Die Tragik des Frühwinters

Von Marius Schwager am 18.Nov. 2015

„Hier hats ja gar keinen Schnee!“ stellt mein Gondel-Mitfahrer erstaunt fest. Es ist Anfang November in einem alpinen Gletscherskigebiet im deutschsprachigen Alpenraum. Außer Kunstschnee ist da nicht viel, was Freeriders Träume erfüllen würde. Mein Mitfahrer sieht das anders. Er hat ein Powder-Wochenende gebucht.

Der Wettervogel von Wepowder ist am 11.11.2015 schon wieder ganz enttäuscht. Nicht weil es keine St. Martinsbrezn gab – der zweite Teil der Rückkehr des Winters findet offenbar nicht statt. Wenn jetzt Anfang/Mitte November schon der zweite Teil der Rückkehr des Winters sein sollte, dann muss neuerdings ja schonmal Winter gewesen sein.

Ich frage mich, was sagt eigentlich der Herbst dazu? Irgendwann zwischen Surfurlaub in Bali und Social Media Clickbaiting wurde der wohl abgeschafft. Das findet er, der Herbst, bestimmt doof, könnte er sich äussern. So war er doch eigentlich mal irgendwo zwischen Sommerende und dem 22. Dezember angesiedelt. Aber Schwamm drüber, die Schneekanonen auf diesen neuen Freeridepisten richten das schon.

Das kalendarische Herbstskifahren ist generell eine recht schizophrene Angelegenheit. Statistisch gesehen ist die Zeit um September bis Dezember die schneeärmste Zeit (im alpinen Hochgebirge). Also eigentlich mit der schlechteste Zeitpunkt im Jahresgang Skifahren zu wollen. Der gemeine Internetskifahrer sieht das aber ganz und gar anders. Auf Kunstschneebändern wird herumgerutscht, und sich dabei über Steine und die Schneearmut beschwert. „Wofür sind eigentlich diese ganzen Seen angelegt?“ Für die Beschneiung deiner geliebten Kunstschneepiste, lieber Sesselliftnachbar.

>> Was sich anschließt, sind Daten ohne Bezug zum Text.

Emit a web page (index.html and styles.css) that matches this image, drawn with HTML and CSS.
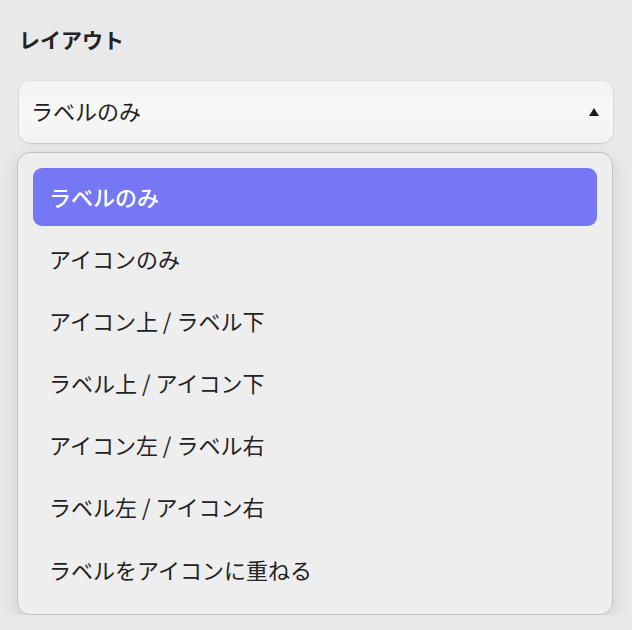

Ab Mitte März dann – spätestens – soll der Schnee doch bitte endlich weg und Platz für T-Shirt-Wetter und Eisdiele machen. Gefühlt die Hälfte aller Skigebiete hat heutzutage bereits geschlossen, wenn eigentlich der meiste Schnee erst noch kommt. Und spätestens im Mai beschweren wir uns dann wieder alle kollektiv dass Wander und Bikepfade nicht schneefrei sind bitte!

Die Tragik des Frühwinters ist also eher nicht auf das neuerliche Wegfallen des Herbstes beschränkt. Es ist wohl eher so, dass sich die Natur nicht dem menschlichen Zeitgeist anpassen möchte. Ziemlich doof von der Natur, dass sie kein Smartphone besitzt, und nicht Kaffeesüchtig ist. Dann wüsste sie vielleicht, dass das alles auch schneller ginge. Eventuell könnte man mal die Sonne schneller um die Erde kreisen lassen. Vielleicht sagt der Sonne das mal wer in einer seiner Facebook-Groups. Danke.

Vielleicht hängt die Tragik des Frühwinters aber auch ein bisschen damit zusammen, dass die Menschheit 99% ihrer Zeit auf diesem Planeten als Steinzeitmenschen mehrheitlich in Höhlen verbracht hat und die Winter in der damaligen Zeit einfach früher angefangen haben. Sitzheizung im Lift gabs damals übrigens nach neuesten archäologischen Erkenntnissen allerdings nicht. Rockerski dagegen teilweise schon.

Literaturtipp: Huntford, R. (2009): Two Planks and a Passion: The Dramatic History of Skiing, Continuum. ISBN: 978-1441134011.